В глубине души Карина понимала, что ее страсть к чуду не имеет будущего, что их чувства, встречи, переживания – всего лишь интрижка, увлечение молодости, которому предстоит раствориться без следа. Он станет гвардейцем, женится на какой-нибудь курице, скорее всего из своей ложи, заведет детишек, и максимум, на что она может рассчитывать, – быть любовницей. Но юность не знает слова «потом». Юность живет сейчас: бурлит, кипит, взрывается, а потому это понимание Карины пряталось очень и очень глубоко.
– Мне хорошо с тобой, Фредди, пожалуйста, не уходи. Не покидай меня.
Она хотела его увидеть и увидела. Но теперь девушке было этого мало. Теперь она хотела слышать голос любимого, хотела заглянуть в его глаза, прижаться, ощущая его силу, его желание.
– Фредди…
И молодой рыцарь открыл глаза.
– Фредди!
– Кто здесь?
Он едва шептал. Но ведь шептал же! Его глаза были покрыты белесой пленкой. Но ведь он их открыл! И пальцы перебинтованной руки шевельнулись!
Девушка едва не сошла с ума от радости.
– Фредди! Это я, Карина! Любимый! – Она боялась к нему прикоснуться, хотя желала этого больше всего на свете. Она не знала, что делать: звать врачей? Или остаться? Она понимала, что нужно сообщить эрлийцам, но не хотела уходить – ведь он пришел в себя! Она не знала, что сказать, и вдруг, совершенно неожиданно, выпалила: – Фредди, ты помнишь, что случилось в баре?
– Карина… В баре… – Молодой рыцарь никак не мог сосредоточиться. – В баре… – А в следующий момент в его мутных глазах родился страх. Ужас прорвался сквозь белесую пленку. – В баре!
Он вспомнил.
– Кто на тебя напал?
– Маленький… – Молодого рыцаря затрясло. – Маленький, но сильный…

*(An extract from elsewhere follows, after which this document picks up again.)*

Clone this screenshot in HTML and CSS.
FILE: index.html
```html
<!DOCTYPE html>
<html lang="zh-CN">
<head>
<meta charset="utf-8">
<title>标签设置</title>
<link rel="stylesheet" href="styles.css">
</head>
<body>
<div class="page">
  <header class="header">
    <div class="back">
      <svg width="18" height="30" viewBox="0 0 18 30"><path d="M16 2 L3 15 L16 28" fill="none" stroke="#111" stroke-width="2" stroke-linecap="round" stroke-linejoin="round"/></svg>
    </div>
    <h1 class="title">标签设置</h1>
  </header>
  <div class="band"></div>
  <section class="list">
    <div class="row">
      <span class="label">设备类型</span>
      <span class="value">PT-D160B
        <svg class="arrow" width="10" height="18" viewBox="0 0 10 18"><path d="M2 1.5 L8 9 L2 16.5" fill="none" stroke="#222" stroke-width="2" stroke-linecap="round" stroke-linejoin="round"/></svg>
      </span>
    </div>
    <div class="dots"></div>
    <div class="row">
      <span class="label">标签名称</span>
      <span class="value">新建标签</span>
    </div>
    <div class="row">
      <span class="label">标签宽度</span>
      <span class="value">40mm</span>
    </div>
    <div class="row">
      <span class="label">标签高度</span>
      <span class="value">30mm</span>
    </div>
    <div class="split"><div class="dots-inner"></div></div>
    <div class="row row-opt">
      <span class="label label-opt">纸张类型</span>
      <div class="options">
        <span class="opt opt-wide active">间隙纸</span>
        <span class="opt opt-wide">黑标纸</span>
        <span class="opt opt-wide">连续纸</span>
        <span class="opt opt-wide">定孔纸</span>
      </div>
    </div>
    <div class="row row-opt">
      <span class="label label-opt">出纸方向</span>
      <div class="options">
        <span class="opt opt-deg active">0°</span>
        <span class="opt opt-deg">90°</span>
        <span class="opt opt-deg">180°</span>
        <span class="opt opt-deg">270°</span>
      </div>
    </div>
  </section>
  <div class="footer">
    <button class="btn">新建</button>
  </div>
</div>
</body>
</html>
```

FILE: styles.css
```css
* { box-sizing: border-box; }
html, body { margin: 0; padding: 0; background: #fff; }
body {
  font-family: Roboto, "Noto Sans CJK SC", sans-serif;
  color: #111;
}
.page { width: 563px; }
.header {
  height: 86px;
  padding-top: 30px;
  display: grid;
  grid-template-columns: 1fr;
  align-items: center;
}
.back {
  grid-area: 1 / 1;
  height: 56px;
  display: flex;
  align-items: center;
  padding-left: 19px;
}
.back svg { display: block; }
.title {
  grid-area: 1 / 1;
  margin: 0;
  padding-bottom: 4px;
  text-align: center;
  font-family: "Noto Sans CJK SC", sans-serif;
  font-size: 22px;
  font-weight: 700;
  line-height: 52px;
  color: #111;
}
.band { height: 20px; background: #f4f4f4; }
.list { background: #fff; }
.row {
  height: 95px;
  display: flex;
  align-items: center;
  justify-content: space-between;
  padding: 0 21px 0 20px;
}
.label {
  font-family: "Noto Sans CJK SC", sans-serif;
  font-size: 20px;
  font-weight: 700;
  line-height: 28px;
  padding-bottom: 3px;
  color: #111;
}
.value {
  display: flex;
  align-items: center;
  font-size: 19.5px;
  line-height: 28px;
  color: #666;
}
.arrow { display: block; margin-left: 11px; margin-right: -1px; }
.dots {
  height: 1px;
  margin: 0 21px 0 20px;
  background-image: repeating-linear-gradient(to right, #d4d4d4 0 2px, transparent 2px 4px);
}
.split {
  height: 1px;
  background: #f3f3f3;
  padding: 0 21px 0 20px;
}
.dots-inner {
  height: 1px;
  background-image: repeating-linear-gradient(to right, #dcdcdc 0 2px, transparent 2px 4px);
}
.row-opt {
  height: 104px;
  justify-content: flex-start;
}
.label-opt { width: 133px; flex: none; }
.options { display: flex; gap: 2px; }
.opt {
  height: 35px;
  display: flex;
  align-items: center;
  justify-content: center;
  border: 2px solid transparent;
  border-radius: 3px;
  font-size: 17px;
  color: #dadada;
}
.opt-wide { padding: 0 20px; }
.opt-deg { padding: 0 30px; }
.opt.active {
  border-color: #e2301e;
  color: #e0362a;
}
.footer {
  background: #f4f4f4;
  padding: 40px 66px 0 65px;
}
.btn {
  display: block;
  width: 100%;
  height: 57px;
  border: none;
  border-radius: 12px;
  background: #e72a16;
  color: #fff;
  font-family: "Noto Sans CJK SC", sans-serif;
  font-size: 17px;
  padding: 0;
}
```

– Красные Шапки? Дружинники? Навы? Кто?!
– Я думал – дикарь… Потом увидел – чел… маленький, но сильный… резкий… чел, урод… Плакал… а потом ударил…
Чуд закрыл глаза.
– Фредди!
Девушке показалось, что он умер, но уже в следующий момент Карина услышала его дыхание, нащупала пульс и поняла, что рыцарь снова впал в забытье. Она уткнулась в его руку и разрыдалась.
А в голове, вытеснив все остальные мысли, стучали слова любимого:
«Чел… Маленький, но сильный… резкий… чел, урод… Плакал… а потом ударил…»
Карина все поняла. Все-все. А потому ее слезы постепенно становились злыми.
* * *
Московское полицейское управление
Москва, улица Петровка,
27 сентября, среда, 12:52
– То есть вы полагаете…
– Я ничего не полагаю! – перебил журналиста исследователь. – Полагают, когда выдвигают гипотезы, когда сомневаются, когда по кирпичику выстраивают доказательную базу, когда впотьмах, на ощупь, идут к Истине. Вот когда полагают! А я – уверен! Понимаете? Я абсолютно уверен в том, что мы наконец-то нашли главный клад Степана Разина!
Исследователь был толст, горяч и страдал легкой формой одышки. На первое в своей жизни «серьезное» выступление по телевизору он, по робости, заявился в коричневом костюме, белой рубашке и галстуке, однако было видно, что носить эти вещи исследователь не умеет и не любит. Ему было в них неудобно, а потому толстяк горячился все больше и больше.